* Start Data *

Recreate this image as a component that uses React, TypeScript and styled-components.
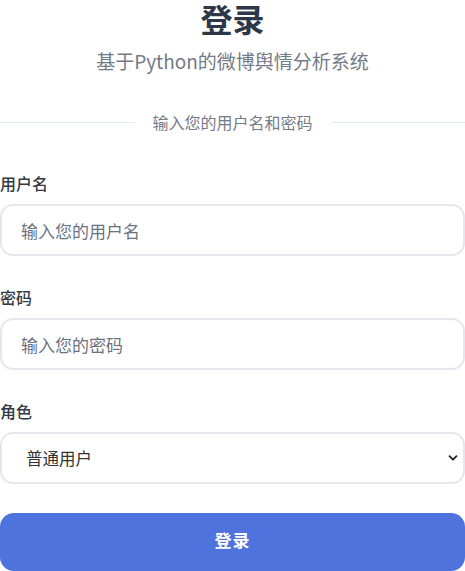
import React from "react";
import styled, { createGlobalStyle } from "styled-components";

const GlobalStyle = createGlobalStyle`
  html, body {
    margin: 0;
    padding: 0;
    background: #ffffff;
  }
  body {
    font-family: "Noto Sans CJK SC", "Noto Sans", sans-serif;
  }
  * { box-sizing: border-box; }
`;

const Page = styled.div`
  width: 465px;
  display: flex;
  flex-direction: column;
`;

const Header = styled.header`
  display: flex;
  flex-direction: column;
  align-items: center;
`;

const Title = styled.h1`
  margin: 0;
  font-size: 32px;
  line-height: 36px;
  font-weight: 700;
  color: #2d3748;
`;

const Subtitle = styled.p`
  margin: 13px 0 0;
  font-size: 19px;
  line-height: 24px;
  color: #737b88;
`;

const Divider = styled.div`
  margin-top: 39px;
  display: flex;
  align-items: center;
  gap: 18px;
  &::before, &::after {
    content: "";
    flex: 1;
    height: 1px;
    background: #e2e8f0;
  }
`;

const DividerText = styled.span`
  font-size: 16px;
  line-height: 20px;
  color: #737b88;
`;

const Form = styled.form`
  margin-top: 41px;
  display: flex;
  flex-direction: column;
  gap: 31px;
`;

const Field = styled.div`
  display: flex;
  flex-direction: column;
  gap: 11px;
`;

const Label = styled.label`
  font-size: 16px;
  line-height: 20px;
  font-weight: 500;
  color: #333a44;
`;

const Input = styled.input`
  width: 100%;
  height: 52px;
  border: 2px solid #e5e7ee;
  border-radius: 13px;
  padding: 0 19px;
  font-family: inherit;
  font-size: 17px;
  color: #2d3748;
  background: #fff;
  outline: none;
  &::placeholder {
    color: #6b7280;
  }
`;

const SelectWrap = styled.div`
  position: relative;
`;

const Select = styled.select`
  width: 100%;
  height: 52px;
  border: 2px solid #e5e7ee;
  border-radius: 13px;
  padding: 0 24px;
  font-family: inherit;
  font-size: 16.5px;
  color: #333333;
  background: #fff;
  appearance: none;
  outline: none;
`;

const Chevron = styled.svg`
  position: absolute;
  right: 7px;
  top: 50%;
  width: 10px;
  height: 10px;
  transform: translateY(-50%);
  pointer-events: none;
`;

const Button = styled.button`
  margin-top: -2px;
  width: 100%;
  height: 58px;
  padding: 0 0 5px;
  border: none;
  border-radius: 14px;
  background: #4f73dc;
  color: #ffffff;
  font-family: inherit;
  font-size: 17px;
  font-weight: 700;
  letter-spacing: 1px;
`;

export default function App() {
  return (
    <>
      <GlobalStyle />
      <Page>
        <Header>
          <Title>登录</Title>
          <Subtitle>基于Python的微博舆情分析系统</Subtitle>
        </Header>
        <Divider>
          <DividerText>输入您的用户名和密码</DividerText>
        </Divider>
        <Form onSubmit={(e) => e.preventDefault()}>
          <Field>
            <Label htmlFor="username">用户名</Label>
            <Input id="username" type="text" placeholder="输入您的用户名" />
          </Field>
          <Field>
            <Label htmlFor="password">密码</Label>
            <Input id="password" type="password" placeholder="输入您的密码" />
          </Field>
          <Field>
            <Label htmlFor="role">角色</Label>
            <SelectWrap>
              <Select id="role" defaultValue="user">
                <option value="user">普通用户</option>
                <option value="admin">管理员</option>
              </Select>
              <Chevron viewBox="0 0 10 10">
                <path d="M1.5 3.2 L5 6.7 L8.5 3.2" fill="none" stroke="#222" strokeWidth="1.8" strokeLinecap="round" strokeLinejoin="round" />
              </Chevron>
            </SelectWrap>
          </Field>
          <Button type="submit">登录</Button>
        </Form>
      </Page>
    </>
  );
}
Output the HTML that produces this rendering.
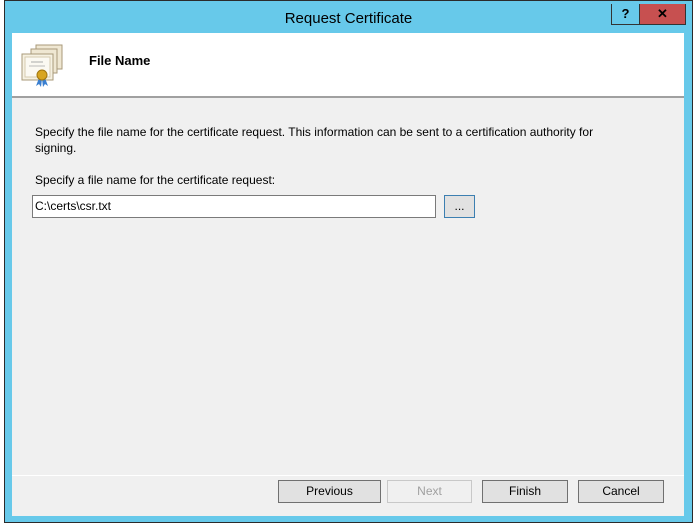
<!DOCTYPE html><html><head><style>
body{margin:0;width:696px;height:530px;background:#fff;position:relative;overflow:hidden;font-family:"Liberation Sans",sans-serif;font-size:12px;color:#000}
.win{position:absolute;left:4px;top:0;width:687px;height:521px;background:#67c9ea;border:1px solid #2b2b2b}
.title{position:absolute;left:0;top:9px;width:687px;text-align:center;font-size:15px;color:#000}
.help{position:absolute;left:606px;top:3px;width:27px;height:20px;border:1px solid #333;border-top:none;text-align:center;font-weight:bold;font-size:13px;line-height:20px}
.close{position:absolute;left:634px;top:3px;width:45px;height:20px;background:#c75050;border:1px solid #333;border-top:none;text-align:center;font-weight:bold;font-size:13px;line-height:20px}
.client{position:absolute;left:12px;top:33px;width:672px;height:483px;background:#f0f0f0}
.hdr{position:absolute;left:0;top:0;width:672px;height:63px;background:#fff;border-bottom:2px solid #a0a0a0}
.t{position:absolute;white-space:nowrap}
.btn{position:absolute;top:447px;height:21px;border:1px solid #707070;background:#e1e1e1;text-align:center;line-height:21px}
</style></head><body>
<div class="win">
<div class="title">Request Certificate</div>
<div class="help">?</div><div class="close">✕</div>
</div>
<div class="client">
<div class="hdr">
<svg style="position:absolute;left:7px;top:11px" width="50" height="44" viewBox="0 0 50 44">
<rect x="17" y="1" width="26" height="24" fill="#efe7d2" stroke="#a89a7a"/>
<rect x="12" y="5" width="26" height="24" fill="#efe7d2" stroke="#a89a7a"/>
<rect x="3" y="10" width="31" height="26" fill="#f6f1e2" stroke="#a89a7a"/>
<rect x="6" y="13" width="25" height="20" fill="#fbf9f2" stroke="#d6cbb0"/>
<line x1="12" y1="18" x2="24" y2="18" stroke="#aaa"/><line x1="10" y1="22" x2="26" y2="22" stroke="#bbb"/>
<path d="M20 34 l-3 8 l3-2 l2 3 l1-8z M26 34 l3 8 l-3-2 l-2 3 l-1-8z" fill="#3a7fd0"/>
<circle cx="23" cy="31" r="5" fill="#d8a520" stroke="#a0750f"/>
</svg>
<div class="t" style="left:77px;top:20px;font-weight:bold;font-size:13px">File Name</div>
</div>
<div class="t" style="left:23px;top:92px">Specify the file name for the certificate request. This information can be sent to a certification authority for</div>
<div class="t" style="left:23px;top:108px">signing.</div>
<div class="t" style="left:23px;top:140px">Specify a file name for the certificate request:</div>
<div style="position:absolute;left:20px;top:162px;width:400px;height:21px;background:#fff;border:1px solid #7a7a7a;line-height:21px;padding-left:2px">C:\certs\csr.txt</div>
<div style="position:absolute;left:432px;top:162px;width:29px;height:21px;background:#e1e1e1;border:1px solid #3c7fb1;text-align:center;line-height:21px">...</div>
<div style="position:absolute;left:0;top:442px;width:672px;height:1px;background:#fff"></div>
<div class="btn" style="left:266px;width:101px">Previous</div>
<div class="btn" style="left:375px;width:83px;color:#a0a0a0;border-color:#c8c8c8;background:#f0f0f0">Next</div>
<div class="btn" style="left:470px;width:84px">Finish</div>
<div class="btn" style="left:566px;width:84px">Cancel</div>
</div>
</body></html>
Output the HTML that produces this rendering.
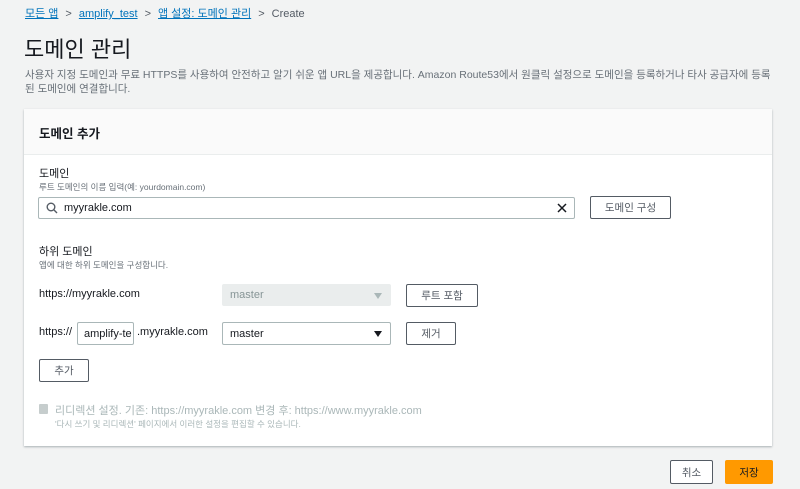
<!DOCTYPE html>
<html><head><meta charset="utf-8"><style>
*{box-sizing:border-box;margin:0;padding:0}
body{width:800px;height:489px;background:#f2f3f3;font-family:"Liberation Sans","Noto Sans CJK KR",sans-serif;color:#16191f;position:relative;overflow:hidden}
.a{position:absolute;white-space:nowrap}
.bc{top:5px;left:25px;font-size:11px;color:#16191f}
.bc a{color:#0073bb;text-decoration:underline}
.bc .s{color:#545b64;margin:0 7px;font-size:11px}
.t{top:32px;left:24px;font-size:22px;color:#16191f}
.d{left:25px;font-size:10.5px;color:#687078}
.card{position:absolute;left:24px;top:109px;width:748px;height:337px;background:#fff;box-shadow:0 1px 2px rgba(0,28,36,.3)}
.hd{position:absolute;left:0;top:0;width:100%;height:46px;background:#fafafa;border-bottom:1px solid #eaeded}
.btn{position:absolute;background:#fff;border:1px solid #545b64;border-radius:2px;font-size:10.5px;color:#545b64;display:flex;align-items:center;justify-content:center}
.inp{position:absolute;border:1px solid #aab7b8;border-radius:2px;background:#fff;font-size:11px;color:#16191f;display:flex;align-items:center}
.sel{position:absolute;border:1px solid #aab7b8;border-radius:2px;background:#fff;font-size:11px;display:flex;align-items:center;padding-left:7px}
.tri{position:absolute;right:8px;top:8px;width:0;height:0;border-left:4px solid transparent;border-right:4px solid transparent;border-top:6px solid #16191f}
.lbl{font-size:11px;color:#16191f}
.hint{font-size:8.5px;color:#687078}
</style></head><body>
<div class="a bc"><a>모든 앱</a><span class="s">&gt;</span><a>amplify_test</a><span class="s">&gt;</span><a>앱 설정: 도메인 관리</a><span class="s">&gt;</span><span style="color:#545b64">Create</span></div>
<div class="a t">도메인 관리</div>
<div class="a d" style="top:67px">사용자 지정 도메인과 무료 HTTPS를 사용하여 안전하고 알기 쉬운 앱 URL을 제공합니다. Amazon Route53에서 원클릭 설정으로 도메인을 등록하거나 타사 공급자에 등록</div>
<div class="a d" style="top:81px">된 도메인에 연결합니다.</div>
<div class="card"><div class="hd"></div></div>
<div class="a" style="top:123px;left:39px;font-size:12.5px;font-weight:bold">도메인 추가</div>
<div class="a lbl" style="top:165px;left:39px">도메인</div>
<div class="a hint" style="top:181px;left:39px">루트 도메인의 이름 입력(예: yourdomain.com)</div>
<div class="inp" style="left:38px;top:197px;width:537px;height:22px">
<svg width="12" height="12" viewBox="0 0 12 12" style="margin:0 6px 0 7px"><circle cx="5" cy="5" r="3.8" fill="none" stroke="#545b64" stroke-width="1.4"/><line x1="7.8" y1="7.8" x2="11" y2="11" stroke="#545b64" stroke-width="1.4"/></svg>myyrakle.com
<svg width="10" height="10" viewBox="0 0 10 10" style="position:absolute;right:7px;top:5px"><path d="M1 1L9 9M9 1L1 9" stroke="#16191f" stroke-width="1.5"/></svg></div>
<div class="btn" style="left:590px;top:196px;width:81px;height:23px">도메인 구성</div>
<div class="a lbl" style="top:243px;left:39px">하위 도메인</div>
<div class="a hint" style="top:259px;left:39px">앱에 대한 하위 도메인을 구성합니다.</div>
<div class="a lbl" style="top:288px;left:39px">https://myyrakle.com</div>
<div class="sel" style="left:222px;top:284px;width:169px;height:22px;background:#eaeded;border-color:#eaeded;color:#879596">master<div class="tri" style="border-top-color:#aab7b8"></div></div>
<div class="btn" style="left:406px;top:284px;width:72px;height:23px">루트 포함</div>
<div class="a lbl" style="top:326px;left:39px">https://</div>
<div class="inp" style="left:77px;top:322px;width:57px;height:23px;padding-left:6px;overflow:hidden">amplify-te</div>
<div class="a lbl" style="top:326px;left:137px">.myyrakle.com</div>
<div class="sel" style="left:222px;top:322px;width:169px;height:23px">master<div class="tri"></div></div>
<div class="btn" style="left:406px;top:322px;width:50px;height:23px">제거</div>
<div class="btn" style="left:39px;top:359px;width:50px;height:23px">추가</div>
<div class="a" style="left:39px;top:404px;width:9px;height:10px;background:#c6cdcd;border-radius:1px"></div>
<div class="a" style="left:55px;top:402px;font-size:11px;color:#aab7b8">리디렉션 설정. 기존: https://myyrakle.com 변경 후: https://www.myyrakle.com</div>
<div class="a" style="left:55px;top:418px;font-size:8.5px;color:#aab7b8">'다시 쓰기 및 리디렉션' 페이지에서 이러한 설정을 편집할 수 있습니다.</div>
<div class="btn" style="left:670px;top:460px;width:43px;height:24px;color:#545b64">취소</div>
<div class="btn" style="left:725px;top:460px;width:48px;height:24px;background:#ff9900;border-color:#ff9900;color:#16191f">저장</div>
</body></html>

* End Data *

> _Task requirements_: For the material, find the number of lines holding the word "React" and give that figure and nothing more.

> _Solution to this task_: 2